Neh, not so many people left. Plus it's been 20 years already, that's a full generation. I was 10 when it happened. Plenty of time to replace them.

It's just that protesting wouldn't do any good. Say the current government falls... what do you replace it with? We tried it. We actually had something which looked like a "turning the tide" a few years ago. We voted in a completely new regime (including a new president), much preferred by the younger people, including myself. It started great... In the first 3 weeks they lowered and standardized taxes, and put a minister of justice straight from the NGOs. Dream come true. About a year later, the opposition got together, broke off a piece from the current government, and together tried to (rather illegally ) impeach the president with no good reason.

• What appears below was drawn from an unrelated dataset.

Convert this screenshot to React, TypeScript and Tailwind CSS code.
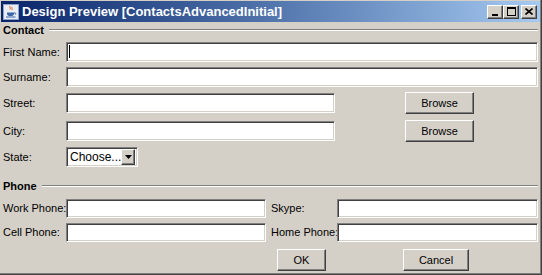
import React from "react";

const sunken =
  "bg-white border border-t-[#808080] border-l-[#808080] border-b-white border-r-white shadow-[inset_1px_1px_0_#404040,inset_-1px_-1px_0_#d4d0c8]";
const raised =
  "bg-[#d4d0c8] border border-t-white border-l-white border-b-[#404040] border-r-[#404040] shadow-[inset_-1px_-1px_0_#808080]";

const Label = ({ text, w = "w-[63px]" }: { text: string; w?: string }) => (
  <div className={`${w} shrink-0 whitespace-nowrap leading-none`}>{text}</div>
);

const Button = ({ text, w }: { text: string; w: string }) => (
  <div className={`${raised} ${w} h-[22px] flex items-center justify-center shrink-0`}>{text}</div>
);

const Heading = ({ text }: { text: string }) => (
  <div className="h-[16px] flex items-center gap-[5px]">
    <span className="font-bold leading-none">{text}</span>
    <div className="flex-1 h-[2px] border-t border-t-[#808080] border-b border-b-white" />
  </div>
);

const JavaIcon = () => (
  <svg width="16" height="16" viewBox="0 0 16 16">
    <rect x="0.5" y="0.5" width="15" height="15" fill="#e9ecf3" stroke="#8ea2c8" />
    <path d="M7 2c-1 1 1 2 0 3.5M9 3c-1 1 1 1.6 0 3" stroke="#e0601a" strokeWidth="1" fill="none" />
    <path d="M4 8.5h7v1.2c0 1.4-1.4 2.3-3.5 2.3S4 11.1 4 9.7z" fill="#3e64a8" />
    <path d="M11 9h1.2c.8 0 .8 1.3-.2 1.5" stroke="#3e64a8" fill="none" />
    <path d="M3 13h9.5" stroke="#3e64a8" />
  </svg>
);

const TitleButton = ({ children, className = "" }: { children: React.ReactNode; className?: string }) => (
  <div className={`${raised} w-[16px] h-[14px] flex items-center justify-center ${className}`}>{children}</div>
);

export default function App() {
  return (
    <div className="w-[542px] h-[275px] bg-[#d4d0c8] text-black text-[11px] font-['Liberation_Sans',Arial,sans-serif] border-r border-b border-r-[#404040] border-b-[#404040] overflow-hidden">
      <div className="h-full border-r border-b border-r-[#808080] border-b-[#808080] pt-[1px] pl-[1px] flex flex-col">
        {/* title bar */}
        <div className="h-[21px] shrink-0 flex items-center bg-gradient-to-r from-[#0a246a] to-[#a6caf0] pl-[2px] pr-[3px]">
          <JavaIcon />
          <span className="ml-[3px] text-white font-bold text-[13px] leading-none whitespace-nowrap">
            Design Preview [ContactsAdvancedInitial]
          </span>
          <div className="ml-auto flex items-center">
            <TitleButton>
              <div className="w-[6px] h-[2px] bg-black mt-[6px]" />
            </TitleButton>
            <TitleButton>
              <div className="w-[9px] h-[9px] border border-black border-t-2" />
            </TitleButton>
            <TitleButton className="ml-[2px]">
              <svg width="8" height="7" viewBox="0 0 8 7">
                <path d="M0.5 0.5l7 6M7.5 0.5l-7 6" stroke="#000" strokeWidth="1.6" />
              </svg>
            </TitleButton>
          </div>
        </div>

        <div className="flex flex-col pl-[2px] pr-[2px]">
          <Heading text="Contact" />

          <div className="flex items-center mt-[4px] h-[20px]">
            <Label text="First Name:" />
            <div className={`${sunken} flex-1 h-[20px] relative`}>
              <div className="absolute left-[2px] top-[2px] w-[1px] h-[13px] bg-black" />
            </div>
          </div>

          <div className="flex items-center mt-[5px] h-[20px]">
            <Label text="Surname:" />
            <div className={`${sunken} flex-1 h-[20px]`} />
          </div>

          <div className="flex items-center mt-[5px] h-[22px]">
            <Label text="Street:" />
            <div className={`${sunken} w-[269px] h-[20px]`} />
            <div className="ml-[70px]">
              <Button text="Browse" w="w-[69px]" />
            </div>
          </div>

          <div className="flex items-center mt-[6px] h-[22px]">
            <Label text="City:" />
            <div className={`${sunken} w-[269px] h-[20px]`} />
            <div className="ml-[70px]">
              <Button text="Browse" w="w-[69px]" />
            </div>
          </div>

          <div className="flex items-center mt-[5px] h-[20px]">
            <Label text="State:" />
            <div className={`${sunken} w-[72px] h-[20px] flex items-center p-[2px]`}>
              <span className="flex-1 pl-[1px] leading-none text-[12px]">Choose...</span>
              <div className={`${raised} w-[16px] h-[16px] flex items-center justify-center`}>
                <svg width="7" height="4" viewBox="0 0 7 4">
                  <path d="M0 0h7L3.5 4z" fill="#000" />
                </svg>
              </div>
            </div>
          </div>

          <div className="mt-[11px]">
            <Heading text="Phone" />
          </div>

          <div className="flex items-center mt-[5px] h-[19px]">
            <Label text="Work Phone:" />
            <div className={`${sunken} w-[200px] h-[19px]`} />
            <div className="ml-[5px]">
              <Label text="Skype:" w="w-[66px]" />
            </div>
            <div className={`${sunken} flex-1 h-[19px]`} />
          </div>

          <div className="flex items-center mt-[5px] h-[19px]">
            <Label text="Cell Phone:" />
            <div className={`${sunken} w-[200px] h-[19px]`} />
            <div className="ml-[5px]">
              <Label text="Home Phone:" w="w-[66px]" />
            </div>
            <div className={`${sunken} flex-1 h-[19px]`} />
          </div>

          <div className="flex items-center mt-[7px]">
            <div className="ml-[274px]">
              <Button text="OK" w="w-[49px]" />
            </div>
            <div className="ml-[77px]">
              <Button text="Cancel" w="w-[66px]" />
            </div>
          </div>
        </div>
      </div>
    </div>
  );
}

(you think you guess the rest of the story? guess again). The president managed to force a referendum on the issue, and proved he had the overwhelming support of the population. The impeachment failed. The parliamentary majority belonged to the opposition now, but somehow the good guys managed to name their own Prime Minister, and so in effect hold most of the power.

Fast forward to present time. The NGO Justice Minister is long gone, taxes are at a record high, the president is unanimously vilified, and his party is doing the hiring in every public institution and a few private companies as well. Plus they turned out to be much more incompetent then the previous guys.

There are no heroes in politics here.

Instead of more laws, tougher rules or oversight authorities, it may be worthwhile to just reduce the number of regulations, papers, fees, approvals, stamps or 'adeverințe' needed to function. Tougher rules won't work when the rulers are inherently corrupt; rules are the very thing that justify their power.